Last August, as an unprecedented spell of rain swept over the Korean Peninsula, I found myself preoccupied by questions of nuclear safety and security. There was mounting speculation that flooding had damaged the nuclear reactor cooling systems at Yongbyon—located to the north—and as my mind buzzed with worst-case scenarios, I wondered how some could greet the possible crisis with nonchalance.
The existential threat of nuclear conflict can sometimes overshadow subtler risks. For young people, especially, a lack of clear and accurate information can obscure the potentially serious implications of nuclear and other arms-related challenges for our day-to-day lives. Yet, for me, the potential consequences are too grave not to act.
At a youth programme for the 2012 Nuclear Security Summit in Seoul, I came to understand our generation’s direct stake in disarmament and non-proliferation. Feeling a duty to stay informed, I began participating in model international conferences to educate myself.
Last year, I had the opportunity to participate in the 2020 Youth NPT Conference organized by the Republic of Korea and to work as a member of the Friends of NPT group. In the half-year leading up to the Conference, I joined peers in a series of intensive preparatory sessions and lectures where we explored strategies to resolve the current international deadlock on nuclear disarmament. Then, during a simulation of the upcoming tenth NPT Review Conference, I assumed the role of a delegate representing a State party to the Treaty.
By taking part in that process, I realized that countries with nuclear weapons are locking themselves into a new kind of technology-centred arms race by making their weapons faster, more accurate and harder to defend against. And with all of these countries believing they can “win” this race to achieve security, they are less willing to look beyond their rivalries in search of compromise to build confidence. They are even backing out of existing arms control treaties, adding to the international tensions that make an accidental spark more likely to start a huge fire.

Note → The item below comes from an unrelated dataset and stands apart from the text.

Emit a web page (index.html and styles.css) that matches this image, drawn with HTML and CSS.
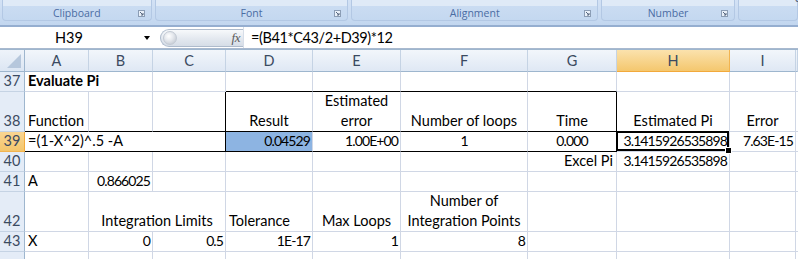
FILE: index.html
```html
<!DOCTYPE html>
<html lang="en">
<head>
    <meta charset="UTF-8">
    <title>Evaluate Pi</title>
    <link rel="stylesheet" href="styles.css">
</head>
<body>
    <!-- Ribbon (bottom edge only) -->
    <div class="ribbon">
        <div class="group g-clip"><span></span><span class="label">Clipboard</span><span class="launch"><svg width="7" height="7" viewBox="0 0 7 7"><rect x="0.5" y="0.5" width="6" height="6" fill="#e9f0f9" stroke="#8b9db5"/><path d="M2 2 L5 5 M5 3 V5 H3" stroke="#56677f" fill="none"/></svg></span></div>
        <div class="group g-font"><span></span><span class="label">Font</span><span class="launch"><svg width="7" height="7" viewBox="0 0 7 7"><rect x="0.5" y="0.5" width="6" height="6" fill="#e9f0f9" stroke="#8b9db5"/><path d="M2 2 L5 5 M5 3 V5 H3" stroke="#56677f" fill="none"/></svg></span></div>
        <div class="group g-align"><span></span><span class="label">Alignment</span><span class="launch"><svg width="7" height="7" viewBox="0 0 7 7"><rect x="0.5" y="0.5" width="6" height="6" fill="#e9f0f9" stroke="#8b9db5"/><path d="M2 2 L5 5 M5 3 V5 H3" stroke="#56677f" fill="none"/></svg></span></div>
        <div class="group g-num"><span></span><span class="label">Number</span><span class="launch"><svg width="7" height="7" viewBox="0 0 7 7"><rect x="0.5" y="0.5" width="6" height="6" fill="#e9f0f9" stroke="#8b9db5"/><path d="M2 2 L5 5 M5 3 V5 H3" stroke="#56677f" fill="none"/></svg></span></div>
        <div class="group g-styles"><span class="cut">Formatting</span></div>
    </div>

    <!-- Formula bar -->
    <div class="formula-bar">
        <div class="name-box"><span class="name">H39</span><span class="arrow"></span></div>
        <div class="fx-box"><span class="knob"></span><span class="fx">fx</span></div>
        <div class="formula">=(B41*C43/2+D39)*12</div>
    </div>

    <!-- Sheet -->
    <div class="sheet">
        <div class="corner"><span class="tri"></span></div>
        <div class="ch">A</div><div class="ch">B</div><div class="ch">C</div><div class="ch">D</div><div class="ch">E</div>
        <div class="ch">F</div><div class="ch">G</div><div class="ch sel">H</div><div class="ch">I</div><div class="ch"></div>

        <div class="rh">37</div>
        <div class="c span2 bold">Evaluate Pi</div><div class="c"></div>
        <div class="c bb"></div><div class="c bb"></div><div class="c bb"></div><div class="c bb"></div>
        <div class="c"></div><div class="c"></div><div class="c"></div>

        <div class="rh">38</div>
        <div class="c bb">Function</div><div class="c bb"></div><div class="c bb br"></div>
        <div class="c bb ctr">Result</div>
        <div class="c bb ctr">Estimated<br>error</div>
        <div class="c bb ctr">Number of loops</div>
        <div class="c bb br ctr">Time</div>
        <div class="c ctr">Estimated Pi</div>
        <div class="c ctr">Error</div>
        <div class="c"></div>

        <div class="rh sel">39</div>
        <div class="c span3 bb br">=(1-X^2)^.5 -A</div>
        <div class="c bb r num fill">0.04529</div>
        <div class="c bb r num">1.00E+00</div>
        <div class="c bb ctr num">1</div>
        <div class="c bb br ctr num">0.000</div>
        <div class="c r num active">3.1415926535898</div>
        <div class="c r num">7.63E-15</div>
        <div class="c"></div>

        <div class="rh">40</div>
        <div class="c"></div><div class="c"></div><div class="c"></div><div class="c"></div><div class="c"></div><div class="c"></div>
        <div class="c r">Excel Pi</div>
        <div class="c r num">3.1415926535898</div>
        <div class="c"></div><div class="c"></div>

        <div class="rh">41</div>
        <div class="c">A</div>
        <div class="c r num">0.866025</div>
        <div class="c"></div><div class="c"></div><div class="c"></div><div class="c"></div><div class="c"></div><div class="c"></div><div class="c"></div><div class="c"></div>

        <div class="rh">42</div>
        <div class="c"></div>
        <div class="c span2 ctr">Integration Limits</div>
        <div class="c">Tolerance</div>
        <div class="c ctr">Max Loops</div>
        <div class="c ctr">Number of<br>Integration Points</div>
        <div class="c"></div><div class="c"></div><div class="c"></div><div class="c"></div>

        <div class="rh">43</div>
        <div class="c">X</div>
        <div class="c r num">0</div>
        <div class="c r num">0.5</div>
        <div class="c r num">1E-17</div>
        <div class="c r num">1</div>
        <div class="c r num">8</div>
        <div class="c"></div><div class="c"></div><div class="c"></div><div class="c"></div>

        <div class="rh"></div>
        <div class="c"></div><div class="c"></div><div class="c"></div><div class="c"></div><div class="c"></div>
        <div class="c"></div><div class="c"></div><div class="c"></div><div class="c"></div><div class="c"></div>
    </div>
</body>
</html>
```

FILE: styles.css
```css
body {
    margin: 0;
    width: 798px;
    height: 259px;
    overflow: hidden;
    background: #ffffff;
    font-family: Lato, "Noto Sans", sans-serif;
    font-size: 14.5px;
    color: #000;
}

/* Ribbon */
.ribbon {
    height: 25px;
    display: flex;
    gap: 3px;
    padding-left: 2px;
    background: linear-gradient(#d3e2f5, #c2d6ef);
    border-bottom: 2px solid #95aed0;
    overflow: hidden;
}
.group {
    height: 21px;
    display: grid;
    grid-template-columns: 1fr auto 1fr;
    align-items: center;
    box-sizing: border-box;
    padding: 6px 6px 0;
    background: linear-gradient(#dfeaf7 0, #dfeaf7 6px, #cadcf2 6px, #c4d8f0 100%);
    border: 1px solid #b3c8e4;
    border-top: none;
    border-radius: 0 0 4px 4px;
    font-family: "Open Sans", sans-serif;
    font-size: 10.5px;
    color: #4a6ca3;
}
.group .label {
    line-height: 14px;
}
.group .launch {
    justify-self: end;
    display: flex;
}
.g-clip { width: 152px; }
.g-font { width: 197px; }
.g-align { width: 251px; }
.g-num { width: 136px; }
.g-styles {
    width: 60px;
    display: block;
    padding: 0 6px;
    color: #2d3f5a;
}
.g-styles .cut {
    display: block;
    margin-top: -12px;
    font-size: 11px;
    line-height: 14px;
}

/* Formula bar */
.formula-bar {
    height: 21px;
    display: flex;
    align-items: center;
    background: #fff;
    border-bottom: 1px solid #a9b9cf;
}
.name-box {
    width: 158px;
    display: flex;
    align-items: center;
    padding-right: 4px;
    box-sizing: border-box;
}
.name {
    flex: 1;
    text-align: center;
    padding-right: 6px;
}
.arrow {
    width: 0;
    height: 0;
    border-left: 3px solid transparent;
    border-right: 3px solid transparent;
    border-top: 4px solid #000;
    margin-right: 4px;
}
.fx-box {
    width: 83px;
    height: 18px;
    box-sizing: border-box;
    display: flex;
    align-items: center;
    justify-content: space-between;
    padding: 0 3px 0 2px;
    margin-left: 2px;
    background: linear-gradient(#f7f9fb, #e3e8ef 55%, #d6dde7);
    border: 1px solid #aebbcc;
    border-right: none;
    border-radius: 9px 0 0 9px;
}
.knob {
    width: 12px;
    height: 12px;
    border-radius: 50%;
    background: radial-gradient(circle at 40% 35%, #ffffff 0, #e6e9ee 40%, #b9c0ca 100%);
    border: 1px solid #c3cad4;
}
.fx {
    font-family: "Liberation Serif", serif;
    font-style: italic;
    font-size: 13px;
    color: #5a5a5a;
    letter-spacing: -0.5px;
}
.formula {
    flex: 1;
    height: 21px;
    line-height: 21px;
    padding-left: 7px;
    border-left: 1px solid #d7dee8;
    letter-spacing: -0.4px;
}

/* Sheet */
.sheet {
    display: grid;
    grid-template-columns: 25px 64px 64px 73px 87px 88px 127px 89px 113px 66px 2px;
    grid-template-rows: 22px 20px 40px 20px 20px 20px 40px 20px 20px;
    border-top: 1px solid #9eb6ce;
}
.sheet > div {
    box-sizing: border-box;
}
.corner {
    background: linear-gradient(#eef3fa, #dce6f3);
    border-right: 1px solid #9eb6ce;
    border-bottom: 1px solid #9eb6ce;
    display: flex;
    justify-content: flex-end;
    align-items: flex-end;
    padding: 0 3px 3px 0;
}
.tri {
    width: 0;
    height: 0;
    border-left: 14px solid transparent;
    border-bottom: 14px solid #b6c7dc;
}
.ch {
    background: linear-gradient(#f2f6fb, #dfe8f4);
    border-right: 1px solid #c5d3e4;
    border-bottom: 1px solid #9eb6ce;
    color: #3b4a61;
    text-align: center;
    line-height: 21px;
}
.ch.sel {
    background: linear-gradient(#fbe2ad, #f4c76e);
    border-right-color: #f2b450;
    border-bottom-color: #f2a93b;
}
.rh {
    background: #e4ecf7;
    border-right: 1px solid #9eb6ce;
    border-bottom: 1px solid #c5d3e4;
    color: #3b4a61;
    display: flex;
    align-items: flex-end;
    justify-content: center;
    line-height: 20px;
}
.rh.sel {
    background: linear-gradient(#f9d592, #f4c66c);
    border-bottom-color: #f2b450;
    border-right-color: #f2a93b;
}
.c {
    border-right: 1px solid #d0d7e5;
    border-bottom: 1px solid #d0d7e5;
    display: flex;
    align-items: flex-end;
    padding: 0 3px;
    line-height: 20px;
    white-space: nowrap;
}
.c.r { justify-content: flex-end; }
.c.ctr { justify-content: center; text-align: center; }
.c.bold { font-weight: bold; }
.c.span2 { grid-column: span 2; }
.c.span3 { grid-column: span 3; }
.c.bb { border-bottom-color: #000; }
.c.br { border-right-color: #000; }
.c.fill { background: #8db4e2; }
.c.num {
    font-size: 14px;
    letter-spacing: -0.9px;
}
.c.r.num { padding-right: 2px; }

/* Active cell */
.c.active {
    position: relative;
}
.c.active::after {
    content: "";
    position: absolute;
    top: -1px;
    left: -1px;
    right: 0;
    bottom: 0;
    border: 2px solid #000;
}
.c.active::before {
    content: "";
    position: absolute;
    right: -3px;
    bottom: -3px;
    width: 5px;
    height: 5px;
    background: #000;
    border: 1px solid #fff;
    z-index: 1;
}
```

During the Conference, it also occurred to me that countries handle violent acts and threats amongst themselves quite differently from matters of violence involving individuals. While governments can claim the final word in settling disputes between their people, in the absence of a comparable authority at the international level, each State effectively acts as the judge in its own cause.
As individual citizens, though, we have the power to interrogate the acts and threats made on our behalf. That is what I have been doing, and that is how I began to ask what I, as one young person, can do to open the door to peace.
At the December 2020 Youth Special Session, held ahead of the nineteenth Republic of Korea-United Nations Joint Conference on Disarmament and Non-Proliferation Issues, I considered this question along with 24 peers tackling international security challenges on five youth working groups. I am grateful to the Republic of Korea Ministry of Foreign Affairs and the UN Office for Disarmament Affairs for organizing this session, where we emphasized the importance of strengthening multilateralism and developing a flexible disarmament and non-proliferation regime to address challenges from new and emerging technologies. We also had an in-depth discussion on how to manage strategic competition, build peace at regional and international levels, and support youth action for disarmament through closer coordination and more opportunities to participate in intergovernmental processes. It was enlightening to engage with the other youth participants, all of whom share my passion and dedication to these issues. The sense of comradeship was truly enjoyable—and reassuring.
After taking part in the Youth Special Session, we had the honour to observe the closed-door discussions of the ROK-UN Conference on 3 and 4 December. The heated dialogue between experts in government, civil society, academia and industry reminded me that in order to innovate in ways that help all of us, we need to consider a wide range of perspectives on the ramifications of new and emerging technologies. As I took in all the underlying complexities, I learned that even though policy-makers focusing on disarmament and non-proliferation are at odds with technological innovators in certain respects, finding where their interests and understandings converge can help us mitigate risk. In other words, devising comprehensive-yet-enforceable measures will require experts from both sides working to bridge their differences.
Mindful of all the ethical and moral considerations involved, our group of youth observers urged the leaders and decision-makers at the ROK-UN Conference to carefully contemplate the values that different emerging technologies promote. Technology should not be a tool for aiding and abetting marginalization and structural discrimination, or for launching a new phase of futile nuclear arms race. For this message to be heard by those in power, it needs to come collectively, clearly and consistently from many different actors, including youth.
It is up to us, the young people who now make up 40% of the world’s population, to take the lead in securing our common future and shaping a culture of peace. As an individual, I will endeavour to be a vigilant voter, responsible consumer, and independent global citizen. And by continuing to inform ourselves and speak out, we all can contribute to a safer and brighter future for our generation and those to come.